The Daesh Takfiri terrorists have carried out a chemical attack on residential areas in northern Syria.
Sources in the northwestern city of Aleppo said on Tuesday that the terrorists fired rounds of mustard gas mortars on a government-controlled neighborhood earlier in the day. They said at least 20 people were wounded in the assault.
This was not the first time Daesh used chemicals in its attacks on Aleppo, the sources said, adding that many civilians have suffered from similar poisonous assaults over the past weeks.
Aleppo has become the scene of fierce clashes between foreign-backed militants and government forces over the past few months.
Daesh and other militants have a history of carrying out chemical attacks on civilians and government forces in Iraq and Syria.

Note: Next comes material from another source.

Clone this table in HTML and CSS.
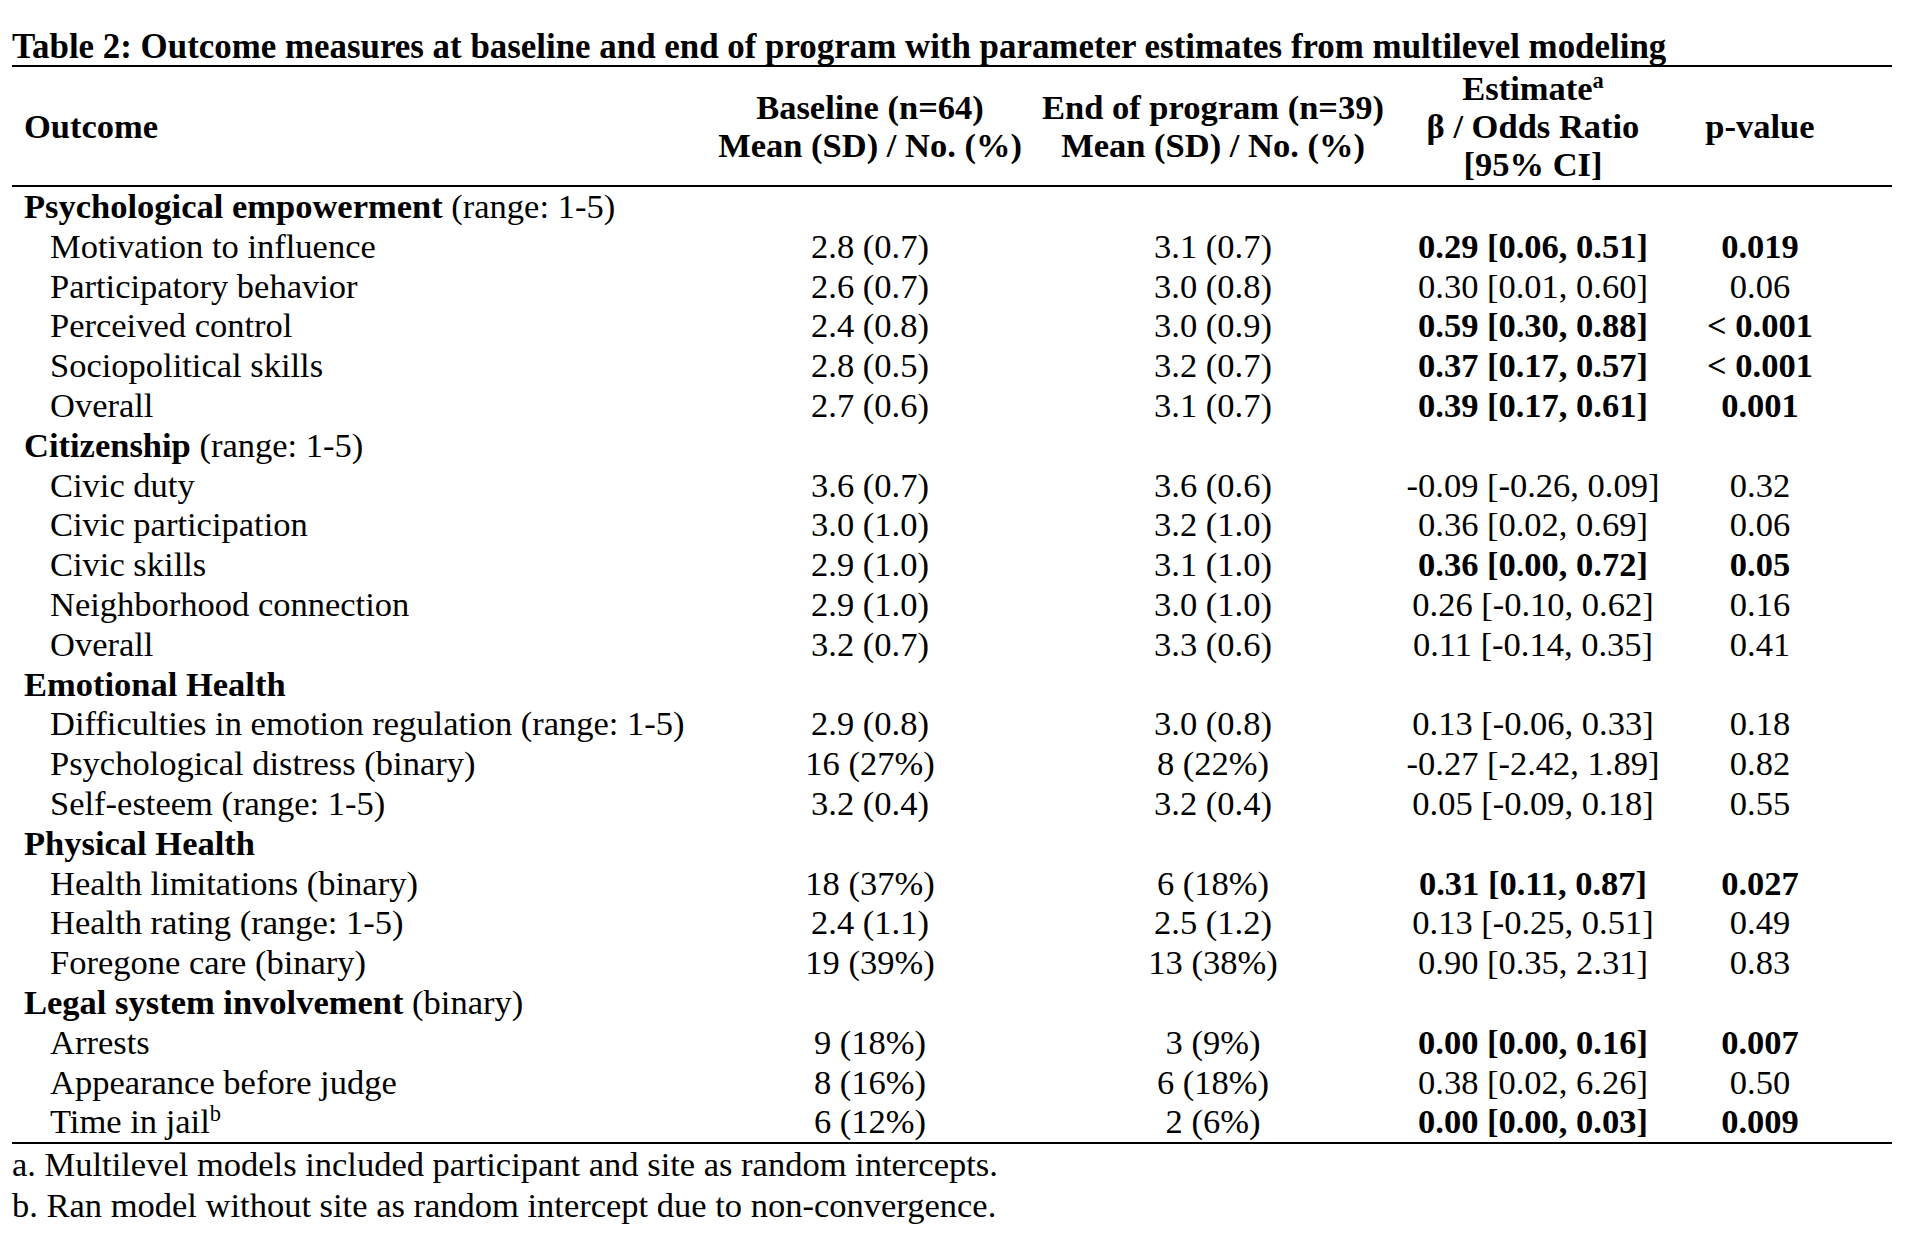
FILE: index.html
```html
<!DOCTYPE html>
<html lang="en">
<head>
<meta charset="utf-8">
<title>Table 2</title>
<link rel="stylesheet" href="styles.css">
</head>
<body>
<div class="page">
  <div class="title">Table 2: Outcome measures at baseline and end of program with parameter estimates from multilevel modeling</div>
  <table class="tbl">
    <colgroup>
      <col class="c-out"><col class="c-base"><col class="c-end"><col class="c-est"><col class="c-p">
    </colgroup>
    <thead>
      <tr>
        <th class="h-left">Outcome</th>
        <th>Baseline (n=64)<br>Mean (SD) / No. (%)</th>
        <th>End of program (n=39)<br>Mean (SD) / No. (%)</th>
        <th>Estimate<sup>a</sup><br>β / Odds Ratio<br>[95% CI]</th>
        <th class="pcol">p-value</th>
      </tr>
    </thead>
    <tbody>
      <tr><td class="sec"><b>Psychological empowerment</b> (range: 1-5)</td><td></td><td></td><td></td><td class="pcol"></td></tr>
      <tr><td class="sub">Motivation to influence</td><td>2.8 (0.7)</td><td>3.1 (0.7)</td><td class="b">0.29 [0.06, 0.51]</td><td class="pcol b">0.019</td></tr>
      <tr><td class="sub">Participatory behavior</td><td>2.6 (0.7)</td><td>3.0 (0.8)</td><td>0.30 [0.01, 0.60]</td><td class="pcol">0.06</td></tr>
      <tr><td class="sub">Perceived control</td><td>2.4 (0.8)</td><td>3.0 (0.9)</td><td class="b">0.59 [0.30, 0.88]</td><td class="pcol b">&lt; 0.001</td></tr>
      <tr><td class="sub">Sociopolitical skills</td><td>2.8 (0.5)</td><td>3.2 (0.7)</td><td class="b">0.37 [0.17, 0.57]</td><td class="pcol b">&lt; 0.001</td></tr>
      <tr><td class="sub">Overall</td><td>2.7 (0.6)</td><td>3.1 (0.7)</td><td class="b">0.39 [0.17, 0.61]</td><td class="pcol b">0.001</td></tr>
      <tr><td class="sec"><b>Citizenship</b> (range: 1-5)</td><td></td><td></td><td></td><td class="pcol"></td></tr>
      <tr><td class="sub">Civic duty</td><td>3.6 (0.7)</td><td>3.6 (0.6)</td><td>-0.09 [-0.26, 0.09]</td><td class="pcol">0.32</td></tr>
      <tr><td class="sub">Civic participation</td><td>3.0 (1.0)</td><td>3.2 (1.0)</td><td>0.36 [0.02, 0.69]</td><td class="pcol">0.06</td></tr>
      <tr><td class="sub">Civic skills</td><td>2.9 (1.0)</td><td>3.1 (1.0)</td><td class="b">0.36 [0.00, 0.72]</td><td class="pcol b">0.05</td></tr>
      <tr><td class="sub">Neighborhood connection</td><td>2.9 (1.0)</td><td>3.0 (1.0)</td><td>0.26 [-0.10, 0.62]</td><td class="pcol">0.16</td></tr>
      <tr><td class="sub">Overall</td><td>3.2 (0.7)</td><td>3.3 (0.6)</td><td>0.11 [-0.14, 0.35]</td><td class="pcol">0.41</td></tr>
      <tr><td class="sec"><b>Emotional Health</b></td><td></td><td></td><td></td><td class="pcol"></td></tr>
      <tr><td class="sub">Difficulties in emotion regulation (range: 1-5)</td><td>2.9 (0.8)</td><td>3.0 (0.8)</td><td>0.13 [-0.06, 0.33]</td><td class="pcol">0.18</td></tr>
      <tr><td class="sub">Psychological distress (binary)</td><td>16 (27%)</td><td>8 (22%)</td><td>-0.27 [-2.42, 1.89]</td><td class="pcol">0.82</td></tr>
      <tr><td class="sub">Self-esteem (range: 1-5)</td><td>3.2 (0.4)</td><td>3.2 (0.4)</td><td>0.05 [-0.09, 0.18]</td><td class="pcol">0.55</td></tr>
      <tr><td class="sec"><b>Physical Health</b></td><td></td><td></td><td></td><td class="pcol"></td></tr>
      <tr><td class="sub">Health limitations (binary)</td><td>18 (37%)</td><td>6 (18%)</td><td class="b">0.31 [0.11, 0.87]</td><td class="pcol b">0.027</td></tr>
      <tr><td class="sub">Health rating (range: 1-5)</td><td>2.4 (1.1)</td><td>2.5 (1.2)</td><td>0.13 [-0.25, 0.51]</td><td class="pcol">0.49</td></tr>
      <tr><td class="sub">Foregone care (binary)</td><td>19 (39%)</td><td>13 (38%)</td><td>0.90 [0.35, 2.31]</td><td class="pcol">0.83</td></tr>
      <tr><td class="sec"><b>Legal system involvement</b> (binary)</td><td></td><td></td><td></td><td class="pcol"></td></tr>
      <tr><td class="sub">Arrests</td><td>9 (18%)</td><td>3 (9%)</td><td class="b">0.00 [0.00, 0.16]</td><td class="pcol b">0.007</td></tr>
      <tr><td class="sub">Appearance before judge</td><td>8 (16%)</td><td>6 (18%)</td><td>0.38 [0.02, 6.26]</td><td class="pcol">0.50</td></tr>
      <tr class="last"><td class="sub">Time in jail<sup>b</sup></td><td>6 (12%)</td><td>2 (6%)</td><td class="b">0.00 [0.00, 0.03]</td><td class="pcol b">0.009</td></tr>
    </tbody>
  </table>
  <div class="notes">
    <p>a. Multilevel models included participant and site as random intercepts.</p>
    <p>b. Ran model without site as random intercept due to non-convergence.</p>
  </div>
</div>
</body>
</html>
```

FILE: styles.css
```css
html, body {
  margin: 0;
  padding: 0;
  background: #ffffff;
}

body {
  font-family: "Liberation Serif", "Times New Roman", serif;
  font-size: 34.5px;
  color: #000000;
}

.page {
  width: 1880px;
  padding: 28px 18px 0 12px;
}

.title {
  font-weight: bold;
  font-size: 34.9px;
  line-height: 37px;
  white-space: nowrap;
}

.tbl {
  width: 1880px;
  table-layout: fixed;
  border-collapse: collapse;
  border-top: 2.5px solid #000;
  border-bottom: 2.5px solid #000;
}

.c-out { width: 700px; }
.c-base { width: 316px; }
.c-end { width: 370px; }
.c-est { width: 270px; }
.c-p { width: 224px; }

.tbl th {
  font-weight: bold;
  line-height: 38px;
  padding: 2px 0;
  text-align: center;
  vertical-align: middle;
  white-space: nowrap;
  border-bottom: 2.5px solid #000;
}

.tbl th.h-left {
  text-align: left;
  padding-left: 12px;
}

.tbl td {
  padding: 0;
  line-height: 39.8px;
  text-align: center;
  white-space: nowrap;
}

.tbl .pcol {
  padding-right: 40px;
}

.tbl td.sec {
  text-align: left;
  padding-left: 12px;
}

.tbl td.sub {
  text-align: left;
  padding-left: 38px;
}

.tbl td.b {
  font-weight: bold;
}

sup {
  font-size: 0.65em;
  line-height: 0;
  vertical-align: 0.55em;
}

.notes p {
  margin: 0;
  line-height: 41px;
  white-space: nowrap;
}
```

On April 7, nearly two dozen people were killed and over 100 others injured in a chemical attack by Daesh against members of the Kurdish People’s Protection Units (YPG) in Aleppo.
The Daesh terrorists also used internationally-banned chemical weapons in their recent attack against civilians in a village in northern Iraq. At least 17 civilians, including women and children, suffered respiratory problems after Daesh shelled Osija village, located on the southern outskirts of Mosul. Iraqi officials said after initial inspection that shells used in the attack contained chlorine gas, a choking agent banned under the 1997 Chemical Weapons Convention.
According to a report by the Syrian-American Medical Society, Daesh has carried out more than 160 attacks involving “poisonous or asphyxiating agents, such as sarin, chlorine, and mustard gas” since the beginning of the conflict in Syria in 2011. Over 1,490 people have been killed in the chemical attacks.